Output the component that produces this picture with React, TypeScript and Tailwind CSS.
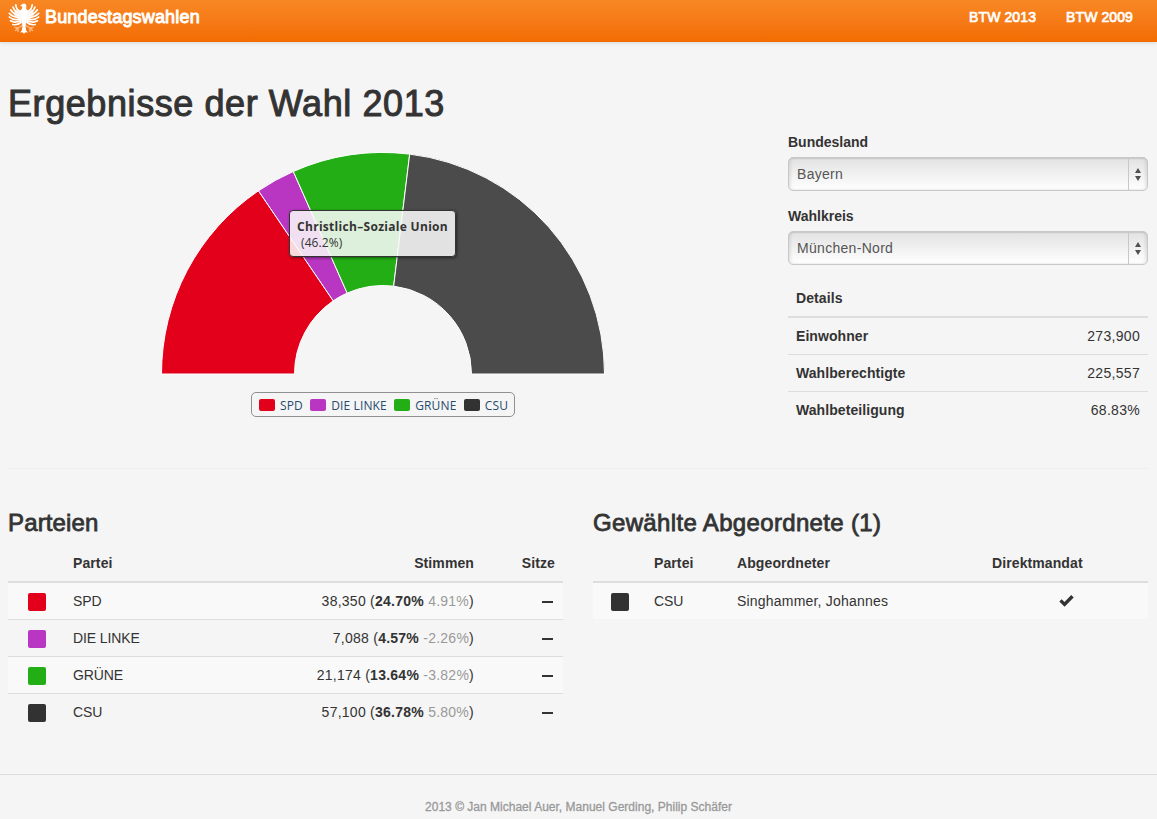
import React from "react";

const parties = [
  { name: "SPD", color: "#e2001a", votes: "38,350", share: "24.70%", diff: "4.91%", value: 24.7 },
  { name: "DIE LINKE", color: "#b836c2", votes: "7,088", share: "4.57%", diff: "-2.26%", value: 4.57 },
  { name: "GRÜNE", color: "#22ae14", votes: "21,174", share: "13.64%", diff: "-3.82%", value: 13.64 },
  { name: "CSU", color: "#323232", votes: "57,100", share: "36.78%", diff: "5.80%", value: 36.78 },
];

const details = [
  ["Einwohner", "273,900"],
  ["Wahlberechtigte", "225,557"],
  ["Wahlbeteiligung", "68.83%"],
];

function Eagle() {
  return (
    <svg className="h-8 w-8" viewBox="0 0 32 32" fill="none" stroke="#fff" strokeLinecap="round">
      <path d="M12 4l2-1.800c1.500-1.400 4-1 4.300 1.300l-.1 3.500c2 1 2.400 3 1.900 6l-2 7-.5 5 .7 3.500 1.500 2-2.300-.3-1.500 1.600-1.500-1.600-2.300.3 1.500-2 .7-3.500-.5-5-2-7c-.5-3-.1-5 1.900-6l.6-2.600z" fill="#fff" stroke="none" />
      <path d="M13 10L8 7.500 5.500 11l1.500 4 6 4zM19 10l5-2.500 2.500 3.500-1.500 4-6 4z" fill="#fff" fillOpacity=".75" stroke="none" />
      <g strokeWidth="1.700">
        <path d="M12.500 9.500C9.500 8.500 8 6 7.800 2.800M12 11.500C8.500 10.500 6 8 5 5M12 13.500C7.500 13 4.500 10.500 2.800 8M12 15.300C7.500 15.500 3.500 14 1.300 11.300M12.500 17C8.500 18 4 17.500 1.300 15M13 18.500C9.500 20.200 5.500 20.500 2.500 18.800M13.500 20C11 22.200 8 23.200 4.800 22.500" />
        <path d="M19.500 9.500C22.500 8.500 24 6 24.200 2.800M20 11.500C23.500 10.500 26 8 27 5M20 13.500C24.500 13 27.500 10.500 29.200 8M20 15.300C24.500 15.500 28.500 14 30.700 11.300M19.500 17C23.500 18 28 17.500 30.700 15M19 18.500C22.500 20.200 26.500 20.500 29.500 18.800M18.500 20C21 22.200 24 23.200 27.200 22.500" />
      </g>
      <path d="M14 23.500l-4 2.500-3-.5M10 26l-2.500 2.500M10 26v3.500M18 23.500l4 2.500 3-.5M22 26l2.500 2.500M22 26v3.500" strokeWidth="1.400" opacity=".5" />
    </svg>
  );
}

function Chart() {
  const total = parties.reduce((s, p) => s + p.value, 0);
  const at = (r: number, f: number) =>
    `${(375 - r * Math.cos(f * Math.PI)).toFixed(2)} ${(240 - r * Math.sin(f * Math.PI)).toFixed(2)}`;
  let sum = 0;
  return (
    <div className="relative h-[290px]">
      <svg width="750" height="241" viewBox="0 0 750 241" className="block">
        {parties.map((p) => {
          const a = sum / total;
          sum += p.value;
          const b = sum / total;
          return (
            <path
              key={p.name}
              d={`M${at(221.5, a)}A221.5 221.5 0 0 1 ${at(221.5, b)}L${at(88.5, b)}A88.5 88.5 0 0 0 ${at(88.5, a)}Z`}
              fill={p.name === "CSU" ? "#4b4b4b" : p.color}
              stroke="#fff"
              strokeWidth="1"
            />
          );
        })}
      </svg>
      <div className="mx-auto mt-[17px] flex h-[25px] w-[264px] items-center gap-[7.4px] rounded-[5px] border border-[#909090] pl-[7px] font-['Open_Sans',sans-serif] text-[12px] tracking-[0.12px] text-[#274b6d]">
        {parties.map((p) => (
          <div key={p.name} className="flex items-center gap-[5px] whitespace-nowrap">
            <i className="h-3 w-4 rounded-[2px]" style={{ background: p.color }} />
            <span className="pt-[2px]">{p.name}</span>
          </div>
        ))}
      </div>
      <div className="absolute left-[281px] top-[76px] h-[47px] w-[167px] rounded-[4px] border-[1.5px] border-[#333] bg-[#f9f9f9]/87 pl-[7px] pt-[8px] font-['Open_Sans',sans-serif] text-[12px] leading-4 text-[#333] shadow-[1px_1px_3px_rgba(0,0,0,0.5)]">
        <div className="whitespace-nowrap font-bold tracking-[0.3px]">Christlich–Soziale Union</div>
        <div className="pl-1 tracking-[0.1px]">(46.2%)</div>
      </div>
    </div>
  );
}

function Select({ label, value }: { label: string; value: string }) {
  return (
    <div className="mb-[15px]">
      <div className="mb-[5px] font-bold tracking-[0]">{label}</div>
      <div className="flex h-[34px] rounded-[5px] border border-[#c8c8c8] bg-linear-to-b from-[#e2e2e2] to-white shadow-[inset_0_1px_1px_rgba(0,0,0,0.06),inset_2px_0_3px_rgba(0,0,0,0.08),inset_-2px_0_3px_rgba(0,0,0,0.08)]">
        <div className="flex-1 pl-2 leading-8 tracking-[0.3px] text-[#555]">{value}</div>
        <div className="flex w-[19px] items-center justify-center border-l border-[#c8c8c8]">
          <svg width="6" height="13" viewBox="0 0 6 13" fill="#505050">
            <path d="M3 0l3 5H0zM0 8h6l-3 5z" />
          </svg>
        </div>
      </div>
    </div>
  );
}

export default function App() {
  return (
    <div className="h-[819px] w-[1157px] overflow-hidden bg-[#f5f5f5] font-['Liberation_Sans',Arial,sans-serif] text-[14px] leading-5 tracking-[0.1px] text-[#333]">
      <header className="flex h-[42px] bg-linear-to-b from-[#f88824] to-[#f36c00] pl-2 text-white shadow-[0_1px_4px_rgba(0,0,0,0.12)]">
        <div className="pt-[2px]"><Eagle /></div>
        <div className="ml-[5px] flex-1 pt-[7px] text-[18px] tracking-[0.17px] [-webkit-text-stroke:0.9px_white]">Bundestagswahlen</div>
        <nav className="flex gap-[30px] pr-6 pt-[7px] tracking-[0.1px] [-webkit-text-stroke:0.7px_white]">
          <span>BTW 2013</span>
          <span>BTW 2009</span>
        </nav>
      </header>

      <main className="ml-2 w-[1140px]">
        <section className="flex h-[427px] justify-between border-b border-[#eee]">
          <div className="w-[750px]">
            <h1 className="mt-[42px] h-[50px] text-[36px] leading-10 tracking-[0.58px] [-webkit-text-stroke:1px_#333]">Ergebnisse der Wahl 2013</h1>
            <Chart />
          </div>
          <div className="w-[360px] pt-[90px]">
            <Select label="Bundesland" value="Bayern" />
            <Select label="Wahlkreis" value="München-Nord" />
            <div className="border-b-2 border-[#ddd] px-2 py-2 font-bold">Details</div>
            {details.map(([k, v], i) => (
              <div key={k} className={i ? "flex justify-between border-t border-[#ddd] p-2" : "flex justify-between p-2"}>
                <b className="tracking-[0.07px]">{k}</b>
                <span className="tracking-[0.3px]">{v}</span>
              </div>
            ))}
          </div>
        </section>

        <section className="flex h-[305px] justify-between pt-[41px]">
          <div className="w-[555px]">
            <h2 className="mb-[9px] h-[26px] text-[24px] leading-[26px] tracking-[0.15px] [-webkit-text-stroke:0.8px_#333]">Parteien</h2>
            <div className="flex h-[38px] border-b-2 border-[#ddd] pt-2 font-bold">
              <div className="w-[65px]" />
              <div className="flex-1">Partei</div>
              <div className="w-[120px] text-right">Stimmen</div>
              <div className="w-[89px] pr-2 text-right">Sitze</div>
            </div>
            {parties.map((p, i) => (
              <div
                key={p.name}
                className={
                  (i ? "h-[37px] border-t border-[#ddd] " : "h-9 ") + (i % 2 ? "" : "bg-[#f9f9f9] ") + "flex pt-2"
                }
              >
                <div className="w-[65px] pl-5 pt-[2px]">
                  <div className="h-[18px] w-[18px] rounded-[2px]" style={{ background: p.color }} />
                </div>
                <div className="flex-1 tracking-[-0.1px]">{p.name}</div>
                <div className="w-[200px] text-right tracking-[0.25px]">
                  {p.votes} (<b>{p.share}</b> <span className="text-[#999]">{p.diff}</span>)
                </div>
                <div className="flex w-[89px] justify-end pr-[10px] pt-[10px]">
                  <div className="h-[2px] w-[11px] bg-[#333]" />
                </div>
              </div>
            ))}
          </div>

          <div className="w-[555px]">
            <h2 className="mb-[9px] h-[26px] text-[24px] leading-[26px] tracking-[0.34px] [-webkit-text-stroke:0.8px_#333]">Gewählte Abgeordnete (1)</h2>
            <div className="flex h-[38px] border-b-2 border-[#ddd] pt-2 font-bold">
              <div className="w-[61px]" />
              <div className="w-[83px]">Partei</div>
              <div className="w-[255px]">Abgeordneter</div>
              <div>Direktmandat</div>
            </div>
            <div className="flex h-9 bg-[#f9f9f9] pt-2">
              <div className="w-[61px] pl-[18px] pt-[2px]">
                <div className="h-[18px] w-[18px] rounded-[2px] bg-[#323232]" />
              </div>
              <div className="w-[83px] tracking-[-0.1px]">CSU</div>
              <div className="w-[322px] tracking-[0.2px]">Singhammer, Johannes</div>
              <svg className="mt-[4px]" width="15" height="12" viewBox="0 0 15 12" fill="#333">
                <path d="M.3 6.600L2.700 4.200 5.500 6.900 12.200.1l2.500 2.300L5.600 11.800z" />
              </svg>
            </div>
          </div>
        </section>
      </main>

      <footer className="h-[45px] border-t border-[#ddd] pt-[22px] text-center text-[12px] tracking-[0.01px] text-[#999] [-webkit-text-stroke:0.3px_#999]">
        2013 © Jan Michael Auer, Manuel Gerding, Philip Schäfer
      </footer>
    </div>
  );
}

○ ○ ○

# STATED PROBLEM:
Gather each line that holds "React".

# EXERCISE OUTPUT:
Output the component that produces this picture with React, TypeScript and Tailwind CSS.
import React from "react";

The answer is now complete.